When I heard her speak, a memory hit me, as if the past suddenly dropped down into the present. My great-aunt was a nun named Sister Innocentia. She had written to me from her cloister several times when I was a young girl because she felt I was called to be a nun. I had also admired the Sisters of Humility who taught at my elementary school and dreamed about being like them. After my reversion I felt called to prayer—the charism of the Carmelites. So I began to study prayer.
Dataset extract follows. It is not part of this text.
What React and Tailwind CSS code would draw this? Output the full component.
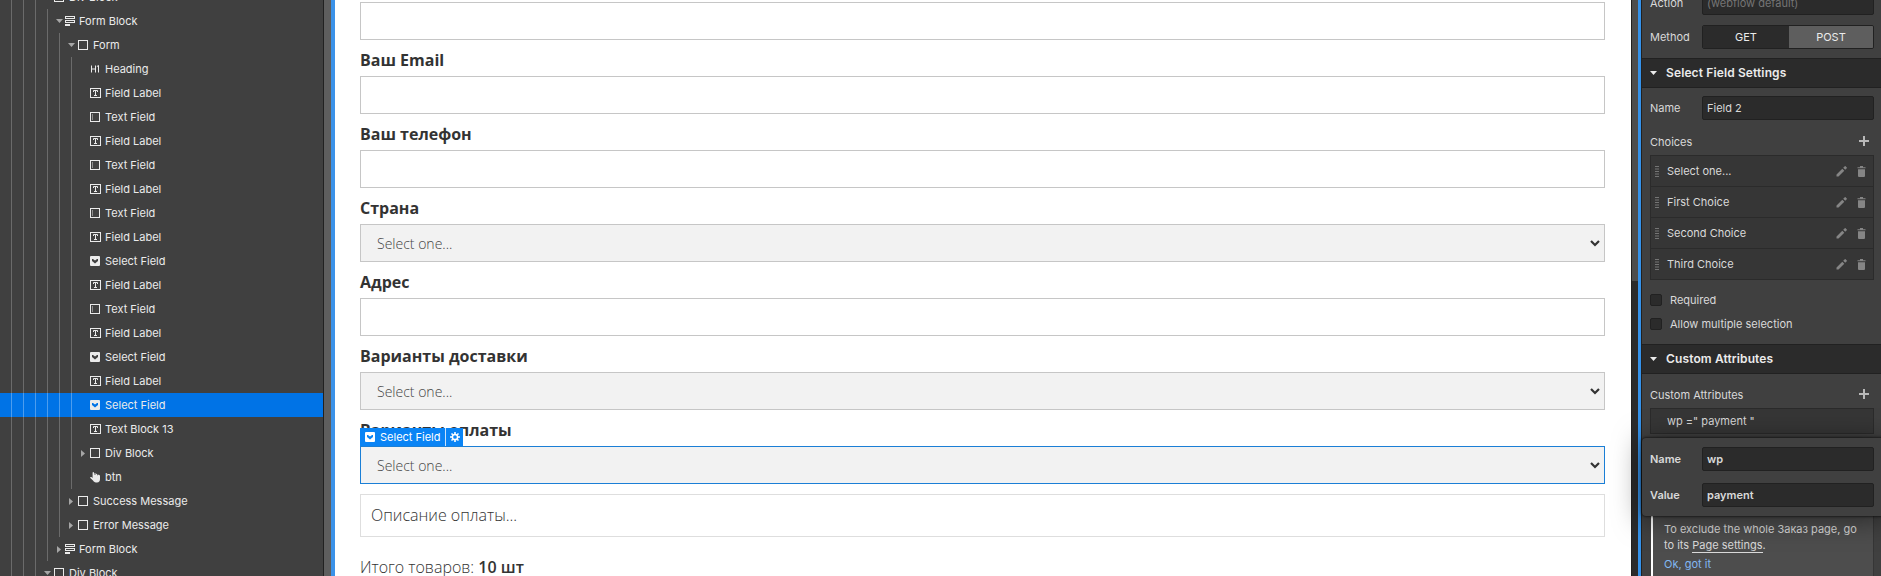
import React from 'react';

const tree = [
  { depth: 3, icon: 'box', label: 'Div Block', arrow: 'down' },
  { depth: 4, icon: 'form', label: 'Form Block', arrow: 'down' },
  { depth: 5, icon: 'box', label: 'Form', arrow: 'down' },
  { depth: 6, icon: 'h1', label: 'Heading' },
  { depth: 6, icon: 'label', label: 'Field Label' },
  { depth: 6, icon: 'input', label: 'Text Field' },
  { depth: 6, icon: 'label', label: 'Field Label' },
  { depth: 6, icon: 'input', label: 'Text Field' },
  { depth: 6, icon: 'label', label: 'Field Label' },
  { depth: 6, icon: 'input', label: 'Text Field' },
  { depth: 6, icon: 'label', label: 'Field Label' },
  { depth: 6, icon: 'select', label: 'Select Field' },
  { depth: 6, icon: 'label', label: 'Field Label' },
  { depth: 6, icon: 'input', label: 'Text Field' },
  { depth: 6, icon: 'label', label: 'Field Label' },
  { depth: 6, icon: 'select', label: 'Select Field' },
  { depth: 6, icon: 'label', label: 'Field Label' },
  { depth: 6, icon: 'select', label: 'Select Field', selected: true },
  { depth: 6, icon: 'label', label: 'Text Block 13' },
  { depth: 6, icon: 'box', label: 'Div Block', arrow: 'right' },
  { depth: 6, icon: 'hand', label: 'btn' },
  { depth: 5, icon: 'box', label: 'Success Message', arrow: 'right' },
  { depth: 5, icon: 'box', label: 'Error Message', arrow: 'right' },
  { depth: 4, icon: 'form', label: 'Form Block', arrow: 'right' },
  { depth: 3, icon: 'box', label: 'Div Block', arrow: 'down' },
];

function NodeIcon({ type }) {
  if (type === 'box')
    return (
      <svg width="11" height="11" viewBox="0 0 11 11" fill="none" stroke="currentColor">
        <rect x=".5" y=".5" width="9" height="9" />
      </svg>
    );
  if (type === 'form')
    return (
      <svg className="-ml-px" width="11" height="11" viewBox="0 0 11 11" fill="currentColor">
        <path fillRule="evenodd" d="M0 0h10v3H0zM1 1v1h8V1zM0 4h10v3H0zM1 5v1h8V5zM0 8h5v2H0z" />
      </svg>
    );
  if (type === 'h1')
    return (
      <svg width="11" height="11" viewBox="0 0 11 11" fill="none" stroke="currentColor">
        <path d="M1.5 1.5v7M5.5 1.5v7M1.5 5h4M8.5 8.5v-7L6.8 2.6" />
      </svg>
    );
  if (type === 'label')
    return (
      <svg width="11" height="11" viewBox="0 0 11 11" fill="none" stroke="currentColor">
        <rect x=".5" y=".5" width="10" height="9" />
        <path d="M3.5 4V2.5h4V4M5.5 2.5v5M4 7.5h3" />
      </svg>
    );
  if (type === 'input')
    return (
      <svg width="11" height="11" viewBox="0 0 11 11" fill="none" stroke="currentColor">
        <rect x=".5" y=".5" width="9" height="9" />
        <path d="M2.5 2v6" opacity=".45" />
      </svg>
    );
  if (type === 'select')
    return (
      <svg width="11" height="11" viewBox="0 0 11 11" fill="currentColor">
        <path
          fillRule="evenodd"
          d="M1 0h8a1 1 0 0 1 1 1v8a1 1 0 0 1-1 1H1a1 1 0 0 1-1-1V1a1 1 0 0 1 1-1zM2 3v2l3 2.5L8 5V3H7L5 4.5 3 3z"
        />
      </svg>
    );
  return (
    <svg width="11" height="11" viewBox="0 0 11 11" fill="currentColor">
      <path d="M2.6.7C2.6-.2 4-.2 4 .7V3h.4V1.6c0-.7 1.2-.7 1.2 0V3H6V2.2c0-.7 1.2-.7 1.2 0V3.500h.4V3c0-.7 2.4-.3 2.4.8V7C10 9 9 10.500 7 10.500H6C4.500 10.500 3.600 9.500 3 8.600L.3 6C-.3 5.200.7 4.600 1.400 5.100l1.200.9z" />
    </svg>
  );
}

function Arrow({ dir }) {
  if (dir === 'down')
    return (
      <svg className="ml-2" width="7" height="4" viewBox="0 0 7 4" fill="#a6a6a6">
        <path d="M0 0h7L3.500 4z" />
      </svg>
    );
  if (dir === 'right')
    return (
      <svg className="ml-[9px]" width="4" height="7" viewBox="0 0 4 7" fill="#a6a6a6">
        <path d="M0 0v7l4-3.500z" />
      </svg>
    );
  return null;
}

function TreeRow({ node }) {
  return (
    <div className={`flex h-6 shrink-0 items-center ${node.selected ? 'bg-[#0073e6]' : ''}`}>
      {Array.from({ length: node.depth }, (_, i) => (
        <span
          key={i}
          className={`h-6 w-3 shrink-0 border-r ${node.selected ? 'border-[#4d9dee]' : 'border-[#6b6b6b]'}`}
        />
      ))}
      <span className="flex w-[18px] shrink-0 items-center">
        <Arrow dir={node.arrow} />
      </span>
      <span className={`flex shrink-0 pt-px ${node.icon === 'form' ? 'w-[13px]' : 'w-[15px]'}`}>
        <NodeIcon type={node.icon} />
      </span>
      <span className="whitespace-nowrap">{node.label}</span>
    </div>
  );
}

function Chevron() {
  return (
    <svg className="mt-px mr-1" width="10" height="7" viewBox="0 0 10 7" fill="none" stroke="#333" strokeWidth="2.2">
      <path d="M1 1l4 4 4-4" />
    </svg>
  );
}

function Field({ label, select, selected }) {
  return (
    <div className="flex h-[74px] shrink-0 flex-col">
      <div className="h-9 pt-[7px] text-base leading-[26px] font-bold text-[#333]">{label}</div>
      <div
        className={`flex h-[38px] items-center justify-between border pl-4 ${selected ? 'border-[#1b7fd6]' : 'border-[#c6c6c6]'} ${select ? 'bg-[#f2f2f2]' : 'bg-white'}`}
      >
        {select && (
          <>
            <span className="pt-px text-sm font-light text-[#444]">Select one...</span>
            <Chevron />
          </>
        )}
      </div>
    </div>
  );
}

function Gear() {
  return (
    <svg width="10" height="10" viewBox="0 0 10 10" fill="none" stroke="currentColor">
      <circle cx="5" cy="5" r="2.6" strokeWidth="1.5" />
      <path
        strokeWidth="1.6"
        d="M5 0v2M5 8v2M0 5h2M8 5h2M1.500 1.500l1.300 1.300M7.200 7.200l1.300 1.300M1.500 8.500l1.300-1.300M7.200 2.800l1.300-1.300"
      />
    </svg>
  );
}

function Canvas() {
  return (
    <div className="relative flex w-[1296px] shrink-0 flex-col overflow-hidden bg-white pr-[26px] pl-[25px] font-['Open_Sans','Noto_Sans',sans-serif]">
      <div className="-mt-[34px] flex shrink-0 flex-col">
        <Field label="" />
        <Field label="Ваш Email" />
        <Field label="Ваш телефон" />
        <Field label="Страна" select />
        <Field label="Адрес" />
        <Field label="Варианты доставки" select />
        <Field label="Варианты оплаты" select selected />
      </div>
      <div className="mt-[10px] flex h-[43px] shrink-0 items-center border border-[#dedede] pb-0.5 pl-2.5 text-base font-light text-[#333]">
        Описание оплаты...
      </div>
      <div className="mt-[17px] shrink-0 text-base leading-[26px] font-light text-[#333]">
        Итого товаров: <span className="font-semibold">10 шт</span>
      </div>
      <div className="absolute top-[428px] left-[25px] flex h-[18px] items-center bg-[#0a84f5] font-['Inter',sans-serif] text-[11px] text-white">
        <span className="flex h-[18px] w-[86px] items-center border-r border-[#c9e2fb] pl-[5px]">
          <span className="w-[15px] shrink-0 pt-px">
            <NodeIcon type="select" />
          </span>
          <span className="whitespace-nowrap">Select Field</span>
        </span>
        <span className="flex w-[17px] justify-center">
          <Gear />
        </span>
      </div>
    </div>
  );
}

function Plus() {
  return (
    <svg width="10" height="10" viewBox="0 0 10 10" stroke="#b8b8b8" strokeWidth="2">
      <path d="M5 0v10M0 5h10" />
    </svg>
  );
}

function Row({ label, children, bold }) {
  return (
    <div className={`flex h-6 shrink-0 items-center ${bold ? 'font-semibold' : ''}`}>
      <span className="w-13 shrink-0">{label}</span>
      {children}
    </div>
  );
}

function Input({ children, dim }) {
  return (
    <div
      className={`flex h-6 w-[172px] items-center rounded-xs border border-[#212121] bg-[#2b2b2b] pl-1 ${dim ? 'text-[#757575]' : ''}`}
    >
      {children}
    </div>
  );
}

function SectionHeader({ children }) {
  return (
    <div className="flex h-[30px] shrink-0 items-center border-y border-[#212121] bg-[#2b2b2b] pl-2 text-[12px] font-semibold tracking-[0.01em] text-[#ebebeb]">
      <svg className="mr-[9px]" width="7" height="4" viewBox="0 0 7 4" fill="currentColor">
        <path d="M0 0h7L3.500 4z" />
      </svg>
      {children}
    </div>
  );
}

function Choice({ children }) {
  return (
    <div className="flex h-[31px] items-center border-b border-[#2b2b2b] pr-[7px] last:h-[30px] last:border-b-0">
      <svg className="ml-1 shrink-0" width="4" height="11" viewBox="0 0 4 11" stroke="#757575">
        <path d="M0 .5h4M0 3h4M0 5.500h4M0 8h4M0 10.500h4" />
      </svg>
      <span className="ml-2 flex-1">{children}</span>
      <svg className="mr-[10px]" width="11" height="11" viewBox="0 0 11 11" fill="#858585">
        <path d="M.5 10.500V8.500L6.300 2.700l2 2L2.500 10.500zM7.200 1.800L8.800.2a.6.6 0 0 1 .8 0l1.200 1.200a.6.6 0 0 1 0 .8L9.200 3.800z" />
      </svg>
      <svg width="9" height="11" viewBox="0 0 9 11" fill="#858585">
        <path d="M.5 1.200h2.500V0h3v1.200h2.500v1h-8zM1 3.200h7V10a1 1 0 0 1-1 1H2a1 1 0 0 1-1-1z" />
      </svg>
    </div>
  );
}

function Check({ children }) {
  return (
    <div className="flex h-6 items-center">
      <span className="mr-2 h-3 w-3 rounded-xs border border-[#212121] bg-[#2b2b2b]" />
      {children}
    </div>
  );
}

function SettingsPanel() {
  return (
    <div className="flex w-[239px] shrink-0 flex-col overflow-hidden bg-[#404040]">
      <div className="-mt-[9px] flex h-[67px] shrink-0 flex-col gap-2.5 pl-2">
        <Row label="Action">
          <Input dim>(webflow default)</Input>
        </Row>
        <Row label="Method">
          <div className="flex h-6 w-[172px] overflow-hidden rounded-xs border border-[#212121] text-[#ebebeb]">
            <span className="flex w-[86px] items-center justify-center bg-[#2b2b2b]">GET</span>
            <span className="flex flex-1 items-center justify-center bg-[#5e5e5e]">POST</span>
          </div>
        </Row>
      </div>
      <SectionHeader>Select Field Settings</SectionHeader>
      <div className="flex h-64 shrink-0 flex-col pt-2 pl-2">
        <Row label="Name">
          <Input>Field 2</Input>
        </Row>
        <div className="mt-[9px] flex h-[26px] shrink-0 items-center justify-between pr-[12px]">
          <span>Choices</span>
          <span className="pb-0.5">
            <Plus />
          </span>
        </div>
        <div className="w-[224px] shrink-0 border border-[#2b2b2b] bg-[#363636]">
          <Choice>Select one...</Choice>
          <Choice>First Choice</Choice>
          <Choice>Second Choice</Choice>
          <Choice>Third Choice</Choice>
        </div>
        <div className="mt-2 flex flex-col">
          <Check>Required</Check>
          <Check>Allow multiple selection</Check>
        </div>
      </div>
      <SectionHeader>Custom Attributes</SectionHeader>
      <div className="flex flex-col pl-2">
        <div className="mt-2 flex h-[26px] shrink-0 items-center justify-between pr-[12px]">
          <span>Custom Attributes</span>
          <span className="pb-0.5">
            <Plus />
          </span>
        </div>
        <div className="flex h-[26px] w-[224px] shrink-0 items-center border border-[#2b2b2b] bg-[#363636] pl-4">
          wp =" payment "
        </div>
        <div className="mt-[66px] ml-px flex h-[90px] w-[223px] shrink-0 flex-col border-r border-l-2 border-r-[#363636] border-l-white bg-[#4d4d4d] pt-[21px] pl-[11px] leading-4">
          <span className="whitespace-nowrap">To exclude the whole Заказ page, go</span>
          <span>
            to its <span className="border-b border-[#d9d9d9]">Page settings</span>.
          </span>
          <span className="mt-[3px] text-[#82b8f2]">Ok, got it</span>
        </div>
      </div>
    </div>
  );
}

export default function App() {
  return (
    <div className="relative flex h-[576px] w-[1881px] overflow-hidden bg-[#404040] font-['Inter',sans-serif] text-[11px] leading-[18px] text-[#d9d9d9]">
      <div className="flex w-[324px] shrink-0 flex-col overflow-hidden border-r border-[#212121] text-[#ebebeb]">
        <div className="-mt-[15px] flex flex-col">
          {tree.map((n, i) => (
            <TreeRow key={i} node={n} />
          ))}
        </div>
      </div>
      <div className="w-[7px] shrink-0 bg-[#5e5e5e]" />
      <div className="w-1 shrink-0 bg-[#3b92e8]" />
      <Canvas />
      <div className="w-[7px] shrink-0 border-l border-[#212121] bg-[#2b2b2b]">
        <div className="h-[281px] bg-[#4d4d4d]" />
      </div>
      <div className="w-1 shrink-0 border-r border-[#212121] bg-[#3592ea]" />
      <SettingsPanel />
      <div className="absolute top-[438px] left-[1642px] flex h-[78px] w-[245px] flex-col gap-3 rounded-sm bg-[#404040] pt-[9px] pl-2 shadow-[0_3px_28px_rgba(0,0,0,0.5),0_0_3px_#000]">
        <Row label="Name" bold>
          <Input>wp</Input>
        </Row>
        <Row label="Value" bold>
          <Input>payment</Input>
        </Row>
      </div>
    </div>
  );
}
In my prodigal stance, I thought God wouldn’t care how we talk to him or if we talk to him at all, since he knows our minds. But St. Teresa, St. John of the Cross, and other great students of prayer say otherwise. It is a discipline, and there is much to learn as we reach for God’s hand. Having come home, I cannot see why I wandered off into feminism in the first place. The Catholic Church is the only Christian church that truly honors a woman. The Blessed Virgin Mary is a model of strength, courage and deep faith. But the biggest counter-revolutionary lesson she teaches is that all humans are called
to sacrifice. We are on earth for the purpose of finding our way home by following the example of her Son and imitating her own submissiveness to God’s will.

Mary conceived in a most unusual and pure way through the power of the Holy Spirit. Her example is about trusting God. She was probably afraid, but she said, “Yes.” She offered herself as a servant for God. And such selflessness is what truly transforms the world.

When I started teaching children religion, I had the good fortune to relearn the catechism myself. It says, “God made us to know, love, and serve him in this world, so that we can be happy with him forever in heaven.”

The answer to the meaning of life has always been clearly stated. How is it we sometimes have to go so far afield, only to come back to what we already know?